The Risks of Following Public Investment Commentators
In the age of constant financial news, online discussions, and social media, it has never been easier to access opinions about investing. From YouTube channels and podcasts to financial blogs and online forums, countless voices offer advice on where to put your money.
While some of this content can be educational or even inspiring, following public investment commentators also comes with serious risks. Understanding these risks can help investors make better-informed decisions and avoid costly mistakes.
Table of Contents
- 1. Limited expertise
- 2. Conflicts of interest
- 3. Different financial situations
- 4. Unclear sources of income
- 5. Incomplete disclosure of asset allocation
- 6. Mismatched investment horizons
- 7. Sensationalism and attention bias
- 8. Content pressure and overcommunication
- 9. Herd mentality and emotional investing
- 10. Lack of accountability
Limited expertise
Many people who discuss investments publicly may lack formal training or experience in financial analysis. Their opinions can be based more on personal belief or speculation than on solid research. Even well-meaning individuals can misinterpret data or underestimate risks.
Conflicts of interest
Some commentators receive sponsorships, affiliate commissions, or hold positions in the very assets they promote. This creates a conflict between their financial incentives and the interests of their audience. What sounds like objective advice may actually be marketing.

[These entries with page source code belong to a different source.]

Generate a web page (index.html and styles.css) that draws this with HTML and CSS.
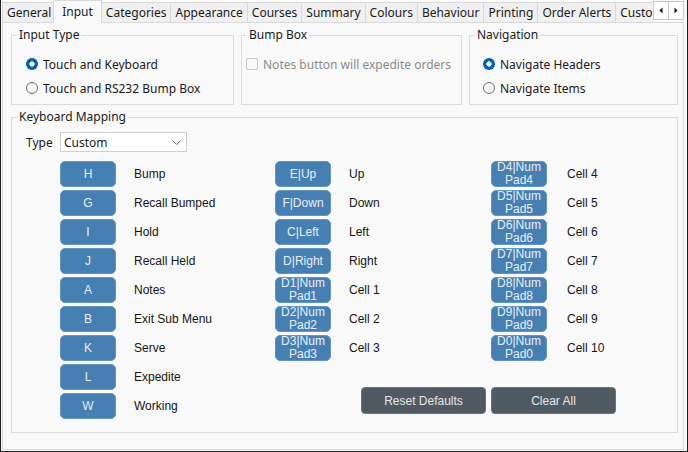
FILE: index.html
```html
<!DOCTYPE html>
<html lang="en">
<head>
<meta charset="utf-8">
<title>Input Settings</title>
<link rel="stylesheet" href="styles.css">
</head>
<body>
<div class="tabstrip">
  <div class="tabs">
    <div class="tab">General</div>
    <div class="tab active">Input</div>
    <div class="tab">Categories</div>
    <div class="tab">Appearance</div>
    <div class="tab">Courses</div>
    <div class="tab">Summary</div>
    <div class="tab">Colours</div>
    <div class="tab">Behaviour</div>
    <div class="tab">Printing</div>
    <div class="tab">Order Alerts</div>
    <div class="tab">Customer Display</div>
  </div>
  <div class="tab-scroll">
    <span class="scroll-btn"><svg width="4" height="7" viewBox="0 0 4 7"><path d="M3.5 0.5 L0.5 3.5 L3.5 6.5 Z" fill="#111"/></svg></span>
    <span class="scroll-btn"><svg width="4" height="7" viewBox="0 0 4 7"><path d="M0.5 0.5 L3.5 3.5 L0.5 6.5 Z" fill="#111"/></svg></span>
  </div>
</div>
<main class="panel">
  <div class="top-row">
    <section class="group">
      <h2 class="group-title">Input Type</h2>
      <label class="option"><span class="radio on"></span>Touch and Keyboard</label>
      <label class="option"><span class="radio"></span>Touch and RS232 Bump Box</label>
    </section>
    <section class="group bump">
      <h2 class="group-title">Bump Box</h2>
      <label class="option disabled"><span class="check"></span>Notes button will expedite orders</label>
    </section>
    <section class="group nav">
      <h2 class="group-title">Navigation</h2>
      <label class="option"><span class="radio on"></span>Navigate Headers</label>
      <label class="option"><span class="radio"></span>Navigate Items</label>
    </section>
  </div>
  <section class="group mapping">
    <h2 class="group-title">Keyboard Mapping</h2>
    <div class="type-row">
      <span class="type-label">Type</span>
      <div class="select"><span>Custom</span><svg class="chev" width="9" height="5" viewBox="0 0 9 5"><path d="M0.5 0.5 L4.5 4.5 L8.5 0.5" fill="none" stroke="#6a6a6a" stroke-width="1"/></svg></div>
    </div>
    <div class="map">
      <div class="col">
        <div class="key-row"><span class="key">H</span><span class="key-label">Bump</span></div>
        <div class="key-row"><span class="key">G</span><span class="key-label">Recall Bumped</span></div>
        <div class="key-row"><span class="key">I</span><span class="key-label">Hold</span></div>
        <div class="key-row"><span class="key">J</span><span class="key-label">Recall Held</span></div>
        <div class="key-row"><span class="key">A</span><span class="key-label">Notes</span></div>
        <div class="key-row"><span class="key">B</span><span class="key-label">Exit Sub Menu</span></div>
        <div class="key-row"><span class="key">K</span><span class="key-label">Serve</span></div>
        <div class="key-row"><span class="key">L</span><span class="key-label">Expedite</span></div>
        <div class="key-row"><span class="key">W</span><span class="key-label">Working</span></div>
      </div>
      <div class="right">
        <div class="cols">
          <div class="col col2">
            <div class="key-row"><span class="key">E|Up</span><span class="key-label">Up</span></div>
            <div class="key-row"><span class="key">F|Down</span><span class="key-label">Down</span></div>
            <div class="key-row"><span class="key">C|Left</span><span class="key-label">Left</span></div>
            <div class="key-row"><span class="key">D|Right</span><span class="key-label">Right</span></div>
            <div class="key-row"><span class="key">D1|Num<br>Pad1</span><span class="key-label">Cell 1</span></div>
            <div class="key-row"><span class="key">D2|Num<br>Pad2</span><span class="key-label">Cell 2</span></div>
            <div class="key-row"><span class="key">D3|Num<br>Pad3</span><span class="key-label">Cell 3</span></div>
          </div>
          <div class="col col3">
            <div class="key-row"><span class="key">D4|Num<br>Pad4</span><span class="key-label">Cell 4</span></div>
            <div class="key-row"><span class="key">D5|Num<br>Pad5</span><span class="key-label">Cell 5</span></div>
            <div class="key-row"><span class="key">D6|Num<br>Pad6</span><span class="key-label">Cell 6</span></div>
            <div class="key-row"><span class="key">D7|Num<br>Pad7</span><span class="key-label">Cell 7</span></div>
            <div class="key-row"><span class="key">D8|Num<br>Pad8</span><span class="key-label">Cell 8</span></div>
            <div class="key-row"><span class="key">D9|Num<br>Pad9</span><span class="key-label">Cell 9</span></div>
            <div class="key-row"><span class="key">D0|Num<br>Pad0</span><span class="key-label">Cell 10</span></div>
          </div>
        </div>
        <div class="actions">
          <button class="action">Reset Defaults</button>
          <button class="action">Clear All</button>
        </div>
      </div>
    </div>
  </section>
</main>
</body>
</html>
```

FILE: styles.css
```css
html, body {
  margin: 0;
  width: 688px;
  height: 452px;
  overflow: hidden;
}

body {
  box-sizing: border-box;
  border: solid #1e1e1e;
  border-width: 0 1px 1px 1px;
  background: #f9f9f9;
  font-family: "Noto Sans", "DejaVu Sans", sans-serif;
  font-size: 12px;
  color: #1a1a1a;
  display: flex;
  flex-direction: column;
}

/* ---------- tabs ---------- */
.tabstrip {
  position: relative;
  z-index: 2;
  height: 22px;
  flex-shrink: 0;
  display: flex;
}

.tabs {
  flex: 1;
  min-width: 0;
  display: flex;
  align-items: flex-end;
  padding-left: 1px;
  overflow-x: clip;
  overflow-y: visible;
}

.tab {
  flex-shrink: 0;
  box-sizing: border-box;
  height: 20px;
  line-height: 18px;
  padding: 1px 4px 0 4px;
  margin-right: -1px;
  border: 1px solid #d9d9d9;
  border-bottom: none;
  background: #f0f0f0;
  white-space: nowrap;
}

.tab.active {
  position: relative;
  z-index: 1;
  height: 23px;
  line-height: 21px;
  margin: 0 -1px -1px -2px;
  padding: 0 8px;
  background: #f9f9f9;
}

.tab-scroll {
  flex-shrink: 0;
  display: flex;
  align-items: flex-start;
  padding: 1px 3px 0 0;
  background: #f9f9f9;
}

.scroll-btn {
  box-sizing: border-box;
  width: 16px;
  height: 19px;
  display: flex;
  align-items: center;
  justify-content: center;
  background: #fdfdfd;
  border: 1px solid #c9c9c9;
}

.scroll-btn + .scroll-btn {
  margin-left: -1px;
}

/* ---------- panel ---------- */
.panel {
  flex: 1;
  margin: 0 3px 1px 1px;
  border: 1px solid #d9d9d9;
  padding: 12px 5px 0 8px;
  background: #f9f9f9;
}

.top-row {
  display: grid;
  grid-template-columns: 223px 221px 1fr;
  column-gap: 7px;
}

.group {
  position: relative;
  border: 1px solid #dcdcdc;
  padding: 16px 6px 4px 14px;
}

.group-title {
  position: absolute;
  top: -9px;
  left: 5px;
  margin: 0;
  padding: 0 2px;
  background: #f9f9f9;
  font-size: 12px;
  font-weight: normal;
  line-height: 15px;
  color: #1a1a1a;
  white-space: nowrap;
}

.group.bump {
  padding-left: 4px;
}

.group.nav {
  padding-left: 13px;
}

.option {
  display: flex;
  align-items: center;
  gap: 5px;
  height: 24px;
  white-space: nowrap;
}

.option.disabled {
  color: #8a8a8a;
}

.radio {
  box-sizing: border-box;
  width: 12px;
  height: 12px;
  border-radius: 50%;
  border: 1px solid #6b6b6b;
  background: #f9f9f9;
  flex-shrink: 0;
}

.radio.on {
  border: 0;
  background: radial-gradient(circle, #ffffff 0 2.4px, #005fb8 2.9px);
}

.check {
  box-sizing: border-box;
  width: 12px;
  height: 12px;
  border-radius: 2px;
  border: 1px solid #c6c6c6;
  background: #f9f9f9;
  flex-shrink: 0;
}

/* ---------- keyboard mapping ---------- */
.group.mapping {
  margin-top: 12px;
  padding: 14px 6px 13px 14px;
}

.type-row {
  display: flex;
  align-items: center;
  height: 20px;
  margin-bottom: 9px;
}

.type-label {
  width: 34px;
}

.select {
  box-sizing: border-box;
  width: 127px;
  height: 20px;
  border: 1px solid #cfcfcf;
  background: #ffffff;
  display: flex;
  align-items: center;
  justify-content: space-between;
  padding: 0 5px 0 3px;
}

.chev {
  display: block;
}

.map {
  display: flex;
  margin-left: 34px;
}

.col {
  flex-shrink: 0;
  display: flex;
  flex-direction: column;
  gap: 3px;
  width: 215px;
}

.col2 {
  width: 216px;
}

.col3 {
  width: auto;
}

.cols {
  display: flex;
}

.key-row {
  display: flex;
  align-items: center;
  gap: 18px;
  height: 26px;
}

.col3 .key-row {
  gap: 20px;
}

.key {
  box-sizing: border-box;
  width: 56px;
  height: 26px;
  flex-shrink: 0;
  display: flex;
  align-items: center;
  justify-content: center;
  text-align: center;
  border-radius: 5px;
  background: #4680b3;
  border: 1px solid #6494c0;
  color: #e8eef5;
  font-family: "Liberation Sans", Arial, sans-serif;
  font-size: 12px;
  line-height: 13px;
}

.key-label {
  font-family: "Liberation Sans", Arial, sans-serif;
  font-size: 12px;
  color: #151515;
  white-space: nowrap;
}

.actions {
  display: flex;
  gap: 5px;
  margin-top: 26px;
  padding-left: 86px;
}

.action {
  box-sizing: border-box;
  width: 125px;
  height: 27px;
  padding: 0;
  border-radius: 4px;
  border: 1px solid #6a747b;
  background: #4f5a63;
  color: #e6e6e6;
  font-family: "Liberation Sans", Arial, sans-serif;
  font-size: 12px;
}
```
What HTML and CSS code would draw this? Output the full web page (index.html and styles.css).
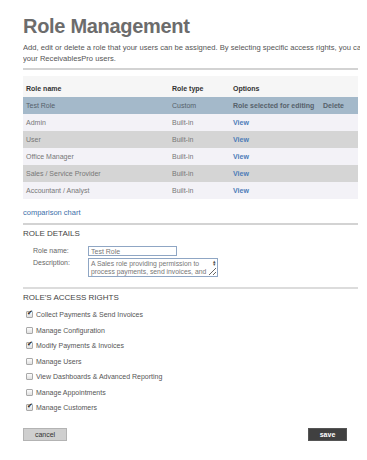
FILE: index.html
```html
<!DOCTYPE html>
<html lang="en">
<head>
  <meta charset="UTF-8" />
  <title>Role Management</title>
  <link rel="stylesheet" href="styles.css">
</head>
<body>

<div class="page">
  <h1>Role Management</h1>
  <p class="intro">
    <span>Add, edit or delete a role that your users can be assigned. By selecting specific access rights, you can control what</span>
    <span>your ReceivablesPro users.</span>
  </p>

  <hr class="rule">

  <table class="roles">
    <thead>
      <tr>
        <th class="col-name">Role name</th>
        <th class="col-type">Role type</th>
        <th class="col-opt">Options</th>
        <th></th>
      </tr>
    </thead>
    <tbody>
      <tr class="selected">
        <td>Test Role</td>
        <td>Custom</td>
        <td class="strong">Role selected for editing</td>
        <td class="strong">Delete</td>
      </tr>
      <tr class="light">
        <td>Admin</td>
        <td>Built-in</td>
        <td><a href="#">View</a></td>
        <td></td>
      </tr>
      <tr class="dark">
        <td>User</td>
        <td>Built-in</td>
        <td><a href="#">View</a></td>
        <td></td>
      </tr>
      <tr class="light">
        <td>Office Manager</td>
        <td>Built-in</td>
        <td><a href="#">View</a></td>
        <td></td>
      </tr>
      <tr class="dark">
        <td>Sales / Service Provider</td>
        <td>Built-in</td>
        <td><a href="#">View</a></td>
        <td></td>
      </tr>
      <tr class="light">
        <td>Accountant / Analyst</td>
        <td>Built-in</td>
        <td><a href="#">View</a></td>
        <td></td>
      </tr>
    </tbody>
  </table>

  <a class="chart-link" href="#">comparison chart</a>

  <hr class="rule sep-details">

  <h2>Role Details</h2>
  <div class="details">
    <label for="roleName">Role name:</label>
    <input id="roleName" type="text" value="Test Role">
    <label for="roleDesc">Description:</label>
    <div class="desc-wrap">
      <textarea id="roleDesc">A Sales role providing permission to process payments, send invoices, and manage customers.</textarea>
      <span class="spin">&#9652;<br>&#9662;</span>
    </div>
  </div>

  <hr class="rule sep-rights">

  <h2>Role's Access Rights</h2>
  <ul class="rights">
    <li><label><input type="checkbox" checked> Collect Payments &amp; Send Invoices</label></li>
    <li><label><input type="checkbox"> Manage Configuration</label></li>
    <li><label><input type="checkbox" checked> Modify Payments &amp; Invoices</label></li>
    <li><label><input type="checkbox"> Manage Users</label></li>
    <li><label><input type="checkbox"> View Dashboards &amp; Advanced Reporting</label></li>
    <li><label><input type="checkbox"> Manage Appointments</label></li>
    <li><label><input type="checkbox" checked> Manage Customers</label></li>
  </ul>

  <div class="actions">
    <button class="btn-cancel">cancel</button>
    <button class="btn-save">save</button>
  </div>
</div>

</body>
</html>
```

FILE: styles.css
```css
* { box-sizing: border-box; }

body {
  margin: 0;
  font-family: 'Liberation Sans', Arial, sans-serif;
  color: #666;
  background: #fff;
  overflow: hidden;
}

.page {
  width: 335px;
  margin-left: 23px;
  padding-top: 14px;
}

h1 {
  margin: 0;
  font-size: 20px;
  line-height: 24px;
  font-weight: bold;
  letter-spacing: -0.3px;
  color: #6c6c6c;
}

.intro {
  margin: 4px 0 0;
  font-size: 7.6px;
  line-height: 11px;
  color: #555;
  white-space: nowrap;
  width: 337px;
  overflow: hidden;
}

.intro span {
  display: block;
}

.rule {
  margin: 4px 0 0;
  border: none;
  border-top: 2px solid #d3d3d3;
}

.sep-details { margin-top: 5px; }
.sep-rights { margin-top: 10px; border-top-color: #dcdcdc; }

/* roles table */
.roles {
  width: 100%;
  border-collapse: collapse;
  margin-top: 6px;
  font-size: 7px;
  white-space: nowrap;
}

.roles th {
  text-align: left;
  font-weight: bold;
  color: #333;
  background: #f6f6f6;
  padding: 8px 3px 3px;
  line-height: 10px;
}

.roles td {
  height: 17px;
  padding: 0 3px;
  line-height: 10px;
  color: #777;
}

.col-name { width: 146px; }
.col-type { width: 61px; }
.col-opt { width: 90px; }

.roles tr.selected td { background: #a4b9ca; color: #56616a; }
.roles tr.light td { background: #f3f2f7; }
.roles tr.dark td { background: #d5d5d5; }

.roles td.strong {
  font-weight: bold;
  color: #333;
}

.roles a {
  color: #4c7cb8;
  font-weight: bold;
  text-decoration: none;
}

.chart-link {
  display: block;
  margin-top: 8px;
  font-size: 7.5px;
  line-height: 11px;
  color: #3d6fa9;
  text-decoration: none;
}

h2 {
  margin: 3px 0 0;
  font-size: 8px;
  line-height: 12px;
  font-weight: normal;
  text-transform: uppercase;
  color: #444;
}

/* details form */
.details {
  display: grid;
  grid-template-columns: 55px auto;
  align-items: start;
  row-gap: 2px;
  padding-left: 10px;
  margin-top: 6px;
  font-size: 7px;
}

.details label {
  line-height: 10px;
  color: #666;
}

.details input {
  width: 89px;
  height: 10px;
  padding: 0 2px;
  border: 1px solid #8fa6c4;
  font: 7px 'Liberation Sans', Arial, sans-serif;
  color: #777;
}

.desc-wrap {
  position: relative;
  width: 130px;
  height: 19px;
}

.desc-wrap textarea {
  display: block;
  width: 100%;
  height: 100%;
  padding: 1px 9px 0 2px;
  border: 1px solid #8fa6c4;
  font: 6.8px/8px 'Liberation Sans', Arial, sans-serif;
  color: #777;
  overflow: hidden;
  resize: both;
}

.spin {
  position: absolute;
  top: 2px;
  right: 2px;
  font-size: 5px;
  line-height: 3px;
  color: #555;
}

/* access rights */
.rights {
  list-style: none;
  margin: 3px 0 0;
  padding: 0 0 0 3px;
  font-size: 7px;
}

.rights li {
  height: 15.5px;
  display: flex;
  align-items: center;
}

.rights label {
  display: flex;
  align-items: center;
  gap: 3px;
  color: #555;
}

.rights input {
  appearance: none;
  margin: 0;
  width: 7px;
  height: 7px;
  border: 1px solid #a9a9a9;
  border-radius: 1px;
  background: linear-gradient(#fdfdfd, #e0e0e0);
  position: relative;
}

.rights input:checked::after {
  content: '\2714';
  position: absolute;
  left: 0;
  top: -3px;
  font-size: 7px;
  color: #222;
}

/* buttons */
.actions {
  display: flex;
  justify-content: space-between;
  margin-top: 12px;
  padding-right: 11px;
}

.actions button {
  height: 13px;
  padding: 0;
  font: 7px 'Liberation Sans', Arial, sans-serif;
  cursor: pointer;
}

.btn-cancel {
  width: 44px;
  background: #cfcfcf;
  border: 1px solid #b3b3b3;
  color: #333;
}

.btn-save {
  width: 39px;
  background: #404040;
  border: 1px solid #555;
  color: #fff;
  font-weight: bold !important;
}
```
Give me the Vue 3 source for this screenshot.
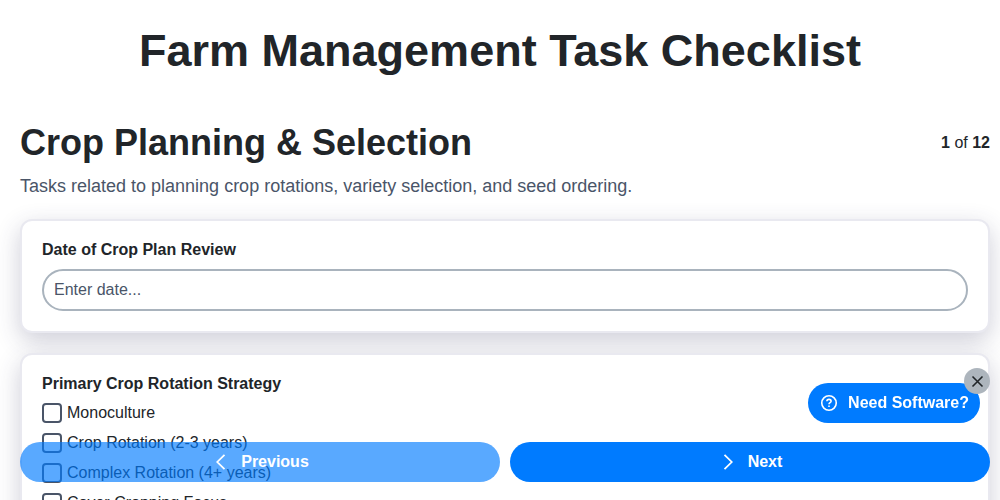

Different financial situations
Every investor’s situation is unique. Commentators may have very different financial goals, expenses, or levels of risk tolerance. An investment that fits their circumstances could be completely inappropriate for someone else.
Unclear sources of income
It’s not always clear whether a commentator’s wealth comes from successful investing or from monetizing their audience through ads, sponsorships, or paid memberships. In some cases, their main income may come from producing content rather than generating returns.
Incomplete disclosure of asset allocation
A commentator might focus on a single asset class—such as cryptocurrencies or growth stocks—without revealing that they also hold safer investments like bonds, cash, or real estate. This can create a misleading impression of their actual exposure to risk.
Mismatched investment horizons
A recommendation intended for short-term trading can easily be misunderstood as a long-term investment idea. If the listener has a different time horizon, this mismatch can lead to disappointing or even damaging results.
Sensationalism and attention bias
Because online attention is competitive, many commentators use strong headlines, emotional language, or extreme predictions to attract viewers. This can exaggerate risks or opportunities, leading to distorted perceptions and impulsive decisions.
Content pressure and overcommunication
To maintain visibility, commentators must produce regular content—even when there is little meaningful news. This can encourage overtrading, short-term thinking, or reacting to noise rather than genuine market signals.
Herd mentality and emotional investing
Following popular voices can lead to emotional investing based on fear of missing out (FOMO) or panic during downturns. This behavior often results in buying high and selling low—the opposite of what successful investors aim to do.
Lack of accountability
If a commentator’s recommendation leads to losses, there is usually no responsibility or recourse. The audience bears the full risk, while the commentator continues to gain attention, followers, or revenue.
Conclusion: A Balanced Approach
Public investment content can still be useful—especially for learning new concepts, discovering tools, or understanding different viewpoints. However, it should never replace independent research or personalized financial planning.
Before acting on any recommendation, consider:
Does the source have credible expertise or a clear methodology?
Are potential conflicts of interest disclosed?
Does the advice fit your personal goals, time horizon, and risk tolerance?
Staying critical, diversified, and self-aware is far more powerful than following the loudest voice online.